======== Data extract
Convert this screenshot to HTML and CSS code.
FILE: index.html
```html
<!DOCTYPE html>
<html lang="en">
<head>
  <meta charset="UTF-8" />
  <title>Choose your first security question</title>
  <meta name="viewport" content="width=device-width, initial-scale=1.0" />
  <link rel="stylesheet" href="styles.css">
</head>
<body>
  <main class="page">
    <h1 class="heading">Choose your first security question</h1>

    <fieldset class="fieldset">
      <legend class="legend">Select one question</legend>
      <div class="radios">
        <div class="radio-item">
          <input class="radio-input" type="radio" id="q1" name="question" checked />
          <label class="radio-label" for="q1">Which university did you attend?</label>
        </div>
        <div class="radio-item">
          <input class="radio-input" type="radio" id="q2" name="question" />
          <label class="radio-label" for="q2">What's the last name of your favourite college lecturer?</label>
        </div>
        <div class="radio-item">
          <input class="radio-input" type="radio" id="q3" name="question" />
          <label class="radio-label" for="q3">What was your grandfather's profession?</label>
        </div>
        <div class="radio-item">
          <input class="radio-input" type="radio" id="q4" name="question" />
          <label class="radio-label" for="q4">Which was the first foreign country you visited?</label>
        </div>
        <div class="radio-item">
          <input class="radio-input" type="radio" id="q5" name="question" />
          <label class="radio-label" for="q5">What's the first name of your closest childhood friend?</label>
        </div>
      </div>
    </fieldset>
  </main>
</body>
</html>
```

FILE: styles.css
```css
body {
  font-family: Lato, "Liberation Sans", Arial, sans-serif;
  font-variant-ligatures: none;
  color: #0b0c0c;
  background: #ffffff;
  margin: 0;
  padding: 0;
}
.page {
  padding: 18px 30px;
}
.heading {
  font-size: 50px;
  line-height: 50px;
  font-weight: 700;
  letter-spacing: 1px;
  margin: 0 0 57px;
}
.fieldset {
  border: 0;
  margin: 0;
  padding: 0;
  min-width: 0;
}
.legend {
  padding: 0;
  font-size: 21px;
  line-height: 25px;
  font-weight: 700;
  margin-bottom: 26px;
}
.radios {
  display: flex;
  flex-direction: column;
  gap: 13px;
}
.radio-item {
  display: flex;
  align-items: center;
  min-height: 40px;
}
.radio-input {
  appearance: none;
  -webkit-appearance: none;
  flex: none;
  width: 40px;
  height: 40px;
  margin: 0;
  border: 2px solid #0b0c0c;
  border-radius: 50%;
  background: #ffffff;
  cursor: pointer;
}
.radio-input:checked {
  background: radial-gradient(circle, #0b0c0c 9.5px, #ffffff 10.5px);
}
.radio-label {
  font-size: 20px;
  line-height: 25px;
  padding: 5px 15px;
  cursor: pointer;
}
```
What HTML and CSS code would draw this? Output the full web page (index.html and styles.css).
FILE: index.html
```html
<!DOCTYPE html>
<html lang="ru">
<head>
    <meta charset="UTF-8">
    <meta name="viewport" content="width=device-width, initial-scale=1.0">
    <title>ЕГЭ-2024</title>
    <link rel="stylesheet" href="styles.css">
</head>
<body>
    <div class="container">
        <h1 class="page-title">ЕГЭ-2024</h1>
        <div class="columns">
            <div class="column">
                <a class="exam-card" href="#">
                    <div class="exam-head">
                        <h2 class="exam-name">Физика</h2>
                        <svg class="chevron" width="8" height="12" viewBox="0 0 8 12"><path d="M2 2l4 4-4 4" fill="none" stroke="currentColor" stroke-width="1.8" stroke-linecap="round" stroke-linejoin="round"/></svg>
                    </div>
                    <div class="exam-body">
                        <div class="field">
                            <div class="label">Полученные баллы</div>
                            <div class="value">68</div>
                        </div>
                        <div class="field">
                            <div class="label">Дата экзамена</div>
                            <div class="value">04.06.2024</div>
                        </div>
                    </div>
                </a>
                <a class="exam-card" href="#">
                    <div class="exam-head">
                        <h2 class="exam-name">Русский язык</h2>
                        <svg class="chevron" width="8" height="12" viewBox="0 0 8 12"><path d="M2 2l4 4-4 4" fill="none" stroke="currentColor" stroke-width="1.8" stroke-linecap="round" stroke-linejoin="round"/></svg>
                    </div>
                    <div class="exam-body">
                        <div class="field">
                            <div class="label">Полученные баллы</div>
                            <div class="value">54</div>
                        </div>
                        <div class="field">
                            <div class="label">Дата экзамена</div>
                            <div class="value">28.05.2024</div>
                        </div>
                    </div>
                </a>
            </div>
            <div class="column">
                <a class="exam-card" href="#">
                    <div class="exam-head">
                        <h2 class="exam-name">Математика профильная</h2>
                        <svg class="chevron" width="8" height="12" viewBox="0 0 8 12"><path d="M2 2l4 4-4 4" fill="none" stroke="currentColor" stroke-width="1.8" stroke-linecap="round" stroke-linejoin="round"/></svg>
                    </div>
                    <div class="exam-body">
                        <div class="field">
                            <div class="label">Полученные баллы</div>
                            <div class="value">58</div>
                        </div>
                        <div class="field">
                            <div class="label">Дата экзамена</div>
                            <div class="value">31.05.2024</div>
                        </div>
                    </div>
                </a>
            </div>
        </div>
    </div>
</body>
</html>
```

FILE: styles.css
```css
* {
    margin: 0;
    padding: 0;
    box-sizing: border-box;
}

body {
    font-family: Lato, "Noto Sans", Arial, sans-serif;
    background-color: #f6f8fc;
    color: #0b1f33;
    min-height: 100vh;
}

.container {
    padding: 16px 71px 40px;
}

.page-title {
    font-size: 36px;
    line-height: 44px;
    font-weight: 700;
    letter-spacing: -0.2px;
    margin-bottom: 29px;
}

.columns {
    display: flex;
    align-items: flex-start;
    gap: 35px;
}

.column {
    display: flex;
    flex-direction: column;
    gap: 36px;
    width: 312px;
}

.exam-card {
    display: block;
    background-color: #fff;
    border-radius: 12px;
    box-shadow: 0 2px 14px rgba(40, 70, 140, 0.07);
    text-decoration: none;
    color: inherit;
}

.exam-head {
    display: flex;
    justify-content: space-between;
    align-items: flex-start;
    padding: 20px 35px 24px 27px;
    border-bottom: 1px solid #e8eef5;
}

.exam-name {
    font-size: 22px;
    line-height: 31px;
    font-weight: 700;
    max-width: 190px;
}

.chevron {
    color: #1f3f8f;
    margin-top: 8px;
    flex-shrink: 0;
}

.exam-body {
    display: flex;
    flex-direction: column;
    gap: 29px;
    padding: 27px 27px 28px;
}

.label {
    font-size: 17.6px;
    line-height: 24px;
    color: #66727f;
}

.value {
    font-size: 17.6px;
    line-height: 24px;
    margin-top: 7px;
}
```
================
======== Data extract
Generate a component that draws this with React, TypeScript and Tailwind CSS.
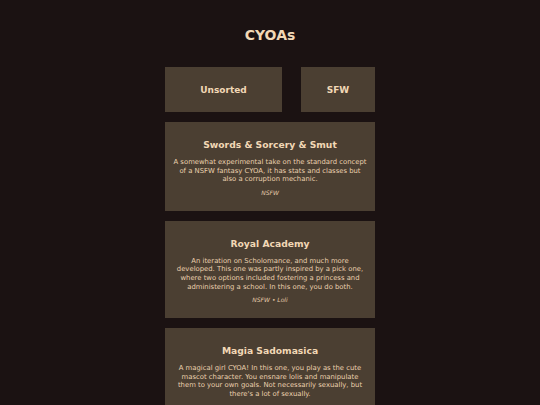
================
- _Brief_
List each line in the listing that contains the string "styles".

- _Solved exercise_
  <link rel="stylesheet" href="styles.css">
FILE: styles.css
What HTML and CSS code would draw this? Output the full web page (index.html and styles.css).
    <link rel="stylesheet" href="styles.css">
FILE: styles.css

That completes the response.